TERCENTENARY CELEBRATIONS
M A I N   N E W S

US tanks roll into Baghdad
* Suspected chemical weapons site being dug up
* Iraq says airport still with it

Near Baghdad, April 5
US armoured forces rolled into Baghdad today, smashing through Iraq’s Republican Guard to reach the ultimate destination - at least briefly - of their two-week surge across southern Iraq, US officials said.

Iraqi television played patriotic music and soldiers and militiamen loyal to President Saddam Hussein vowed to keep fighting.

In another development, US Marines were digging up a suspected chemical weapons hiding place at an Iraqi school today, describing it as one of the most likely concealment sites discovered in a so far fruitless hunt.

Based on information from a local Iraqi who described himself as a former special forces member, the Marines descended on the courtyard of the girls’ school in central Iraq and began hacking through a plate of concrete with pickaxes and shovels.

The informant told the Marines that a team of Iraqi officials broke through the wall of the school two months ago to truck in material and buried it under new concrete — about the size of two tennis courts — in the course of three nights.

Saddam, in a statement read on Iraqi TV by Iraq’s Information Minister Mohammed Saeed al-Sahhaf, urged his men today to charge at the coalition forces “and destroy them”.

Navy Capt Frank Thorp, a US Central Command spokesman, claimed US armoured combat formations had moved through “the heart of Baghdad”.

But witnesses said they saw no evidence of an incursion, and Captain Thorp refused to specify what he meant by the city’s “heart”.

The situation was further confused later today when a second Central Command spokesman described the incursion into Baghdad as a movement of tanks and other armour through the southwest quadrant of the Capital that ended at the international airport west of the city.

“It was, I think, a clear statement of the ability of the coalition forces to move into Baghdad at a time and place of their choosing,” said Maj-Gen Victor Renuart, a spokesman.

He refused to say if any coalition forces remained in the centre of the city as had been claimed by Captain Thorp.

Captain Thorp would not say how many American soldiers entered Baghdad, most of which remained under Iraqi control.
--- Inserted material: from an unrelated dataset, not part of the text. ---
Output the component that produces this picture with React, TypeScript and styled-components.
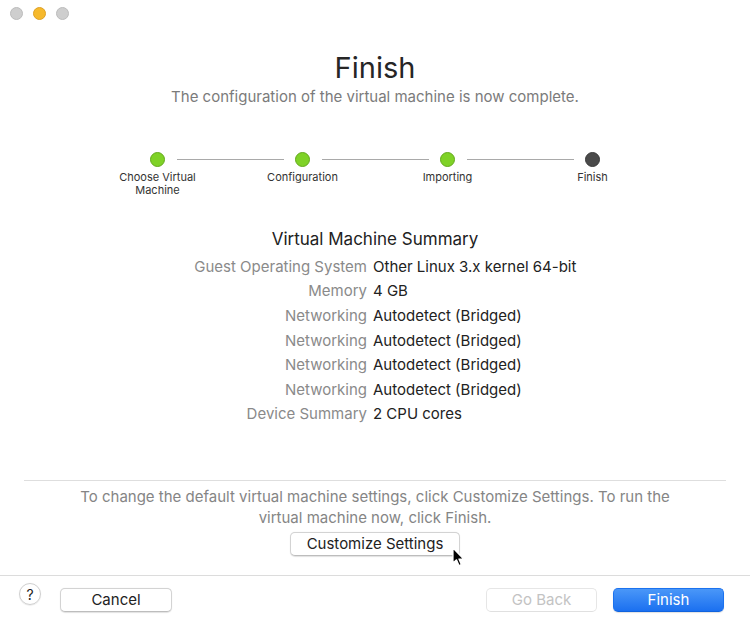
import React from "react";
import styled, { createGlobalStyle } from "styled-components";

const Global = createGlobalStyle`
  html, body { margin: 0; padding: 0; background: #ffffff; }
  body { font-family: Inter, "Noto Sans", "Liberation Sans", sans-serif; -webkit-font-smoothing: antialiased; }
  * { box-sizing: border-box; }
`;

const Window = styled.div`
  position: relative;
  width: 750px;
  height: 625px;
  background: #ffffff;
  display: flex;
  flex-direction: column;
  overflow: hidden;
`;

const TitleBar = styled.div`
  height: 26px;
  display: flex;
  align-items: center;
  gap: 10px;
  padding-left: 9.5px;
`;

const Light = styled.span<{ $color: string; $border: string }>`
  width: 13px;
  height: 13px;
  border-radius: 50%;
  background: ${(p) => p.$color};
  border: 0.5px solid ${(p) => p.$border};
`;

const Title = styled.h1`
  margin: 24px 0 0;
  font-size: 29px;
  line-height: 36px;
  font-weight: 400;
  color: #262626;
  text-align: center;
`;

const Subtitle = styled.p`
  margin: 1px 0 0;
  font-size: 15px;
  line-height: 20px;
  color: #7b7b7b;
  text-align: center;
`;

const Stepper = styled.div`
  margin: 45px auto 0;
  width: 580px;
  display: grid;
  grid-template-columns: repeat(4, 1fr);
`;

const Step = styled.div<{ $last?: boolean }>`
  position: relative;
  display: flex;
  flex-direction: column;
  align-items: center;
  &::after {
    content: "";
    display: ${(p) => (p.$last ? "none" : "block")};
    position: absolute;
    top: 7px;
    left: calc(50% + 19px);
    width: calc(100% - 38px);
    height: 1px;
    background: #a9a9a9;
  }
`;

const Dot = styled.span<{ $done: boolean }>`
  width: 15px;
  height: 15px;
  border-radius: 50%;
  background: ${(p) => (p.$done ? "#7fd227" : "#4a4a4a")};
  border: 1px solid ${(p) => (p.$done ? "#63a91c" : "#3a3a3a")};
`;

const StepLabel = styled.span`
  margin-top: 4px;
  font-size: 11px;
  line-height: 13px;
  color: #333333;
  text-align: center;
  width: 100px;
`;

const SummaryTitle = styled.h2`
  margin: 31px 0 0;
  font-size: 17px;
  line-height: 22px;
  font-weight: 400;
  color: #222222;
  text-align: center;
`;

const SummaryGrid = styled.div`
  margin-top: 4px;
  padding-right: 10px;
  display: grid;
  grid-template-columns: 1fr 1fr;
  column-gap: 6px;
  grid-auto-rows: 24.6px;
  align-items: center;
  font-size: 15px;
`;

const Key = styled.span`
  text-align: right;
  color: #8a8a8a;
  white-space: nowrap;
`;

const Value = styled.span`
  color: #222222;
  white-space: nowrap;
`;

const Lower = styled.div`
  margin-top: auto;
  display: flex;
  flex-direction: column;
  align-items: center;
`;

const Divider = styled.div`
  align-self: stretch;
  margin: 0 24px;
  height: 1px;
  background: #dedede;
`;

const Note = styled.p`
  margin: 5px 0 0;
  width: 620px;
  font-size: 15px;
  line-height: 21px;
  color: #858585;
  text-align: center;
`;

const Button = styled.button<{ $variant?: "default" | "primary" | "disabled"; $w?: number }>`
  height: 24px;
  width: ${(p) => (p.$w ? `${p.$w}px` : "auto")};
  padding: 0 10px;
  border-radius: 5px;
  font-family: inherit;
  font-size: 15px;
  line-height: 22px;
  cursor: default;
  border: 1px solid
    ${(p) => (p.$variant === "primary" ? "#1b72ef" : p.$variant === "disabled" ? "#e6e6e6" : "#d3d3d3")};
  border-bottom-color: ${(p) => (p.$variant === "primary" ? "#1163dd" : p.$variant === "disabled" ? "#e0e0e0" : "#bdbdbd")};
  color: ${(p) => (p.$variant === "primary" ? "#ffffff" : p.$variant === "disabled" ? "#c3c3c3" : "#222222")};
  background: ${(p) =>
    p.$variant === "primary" ? "linear-gradient(#4a97f8, #1b70f0)" : "#ffffff"};
  box-shadow: ${(p) => (p.$variant === "disabled" ? "none" : "0 0.5px 1px rgba(0,0,0,0.12)")};
`;

const CustomizeButton = styled(Button)`
  margin-top: 4px;
  width: 170px;
`;

const Footer = styled.div`
  margin-top: 19px;
  align-self: stretch;
  height: 50px;
  border-top: 1px solid #dcdcdc;
  display: flex;
  align-items: flex-start;
  padding: 12px 26px 0 19px;
`;

const Help = styled.span`
  width: 22px;
  height: 22px;
  margin-top: -5px;
  margin-right: 19px;
  border-radius: 50%;
  border: 1px solid #cfcfcf;
  box-shadow: 0 0.5px 1px rgba(0,0,0,0.12);
  display: flex;
  align-items: center;
  justify-content: center;
  font-size: 14px;
  color: #222;
`;

const Spacer = styled.div`
  flex: 1;
`;

const ButtonGap = styled.div`
  width: 16px;
`;

const Cursor = styled.svg`
  position: absolute;
  left: 452px;
  top: 547px;
  width: 13px;
  height: 21px;
`;

const rows: [string, string][] = [
  ["Guest Operating System", "Other Linux 3.x kernel 64-bit"],
  ["Memory", "4 GB"],
  ["Networking", "Autodetect (Bridged)"],
  ["Networking", "Autodetect (Bridged)"],
  ["Networking", "Autodetect (Bridged)"],
  ["Networking", "Autodetect (Bridged)"],
  ["Device Summary", "2 CPU cores"],
];

const steps: { label: string; done: boolean }[] = [
  { label: "Choose Virtual Machine", done: true },
  { label: "Configuration", done: true },
  { label: "Importing", done: true },
  { label: "Finish", done: false },
];

export default function App() {
  return (
    <>
      <Global />
      <Window>
        <TitleBar>
          <Light $color="#cecece" $border="#bcbcbc" />
          <Light $color="#f6b92c" $border="#dea126" />
          <Light $color="#cecece" $border="#bcbcbc" />
        </TitleBar>
        <Title>Finish</Title>
        <Subtitle>The configuration of the virtual machine is now complete.</Subtitle>
        <Stepper>
          {steps.map((s, i) => (
            <Step key={i} $last={i === steps.length - 1}>
              <Dot $done={s.done} />
              <StepLabel>{s.label}</StepLabel>
            </Step>
          ))}
        </Stepper>
        <SummaryTitle>Virtual Machine Summary</SummaryTitle>
        <SummaryGrid>
          {rows.map(([k, v], i) => (
            <React.Fragment key={i}>
              <Key>{k}</Key>
              <Value>{v}</Value>
            </React.Fragment>
          ))}
        </SummaryGrid>
        <Lower>
          <Divider />
          <Note>
            To change the default virtual machine settings, click Customize Settings. To run the
            virtual machine now, click Finish.
          </Note>
          <CustomizeButton>Customize Settings</CustomizeButton>
          <Footer>
            <Help>?</Help>
            <Button $w={112}>Cancel</Button>
            <Spacer />
            <Button $w={111} $variant="disabled">Go Back</Button>
            <ButtonGap />
            <Button $w={111} $variant="primary">Finish</Button>
          </Footer>
        </Lower>
        <Cursor viewBox="0 0 13 21">
          <path
            d="M1 1 L1 16 L4.5 12.8 L7 18.6 L9.3 17.6 L6.9 12 L11.6 12 Z"
            fill="#000"
            stroke="#fff"
            strokeWidth="1.2"
            strokeLinejoin="round"
          />
        </Cursor>
      </Window>
    </>
  );
}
Thousands of US troops had reached the outskirts yesterday, the 3rd Infantry Division arriving from the southwest and the 1st Marine Expeditionary Force from the southeast.

The Iraqi military, in a statement read on satellite television, said US forces were repulsed when they tried to advance on Baghdad from the south.

Explosions and machine-gun fire could be heard across Baghdad, and armed Iraqis in pickup trucks and police cars raced through the streets. Members of the fidayeen, a militia led by Saddam’s son Odai, appeared in downtown for the first time since the war began, identifiable by distinctive black uniforms.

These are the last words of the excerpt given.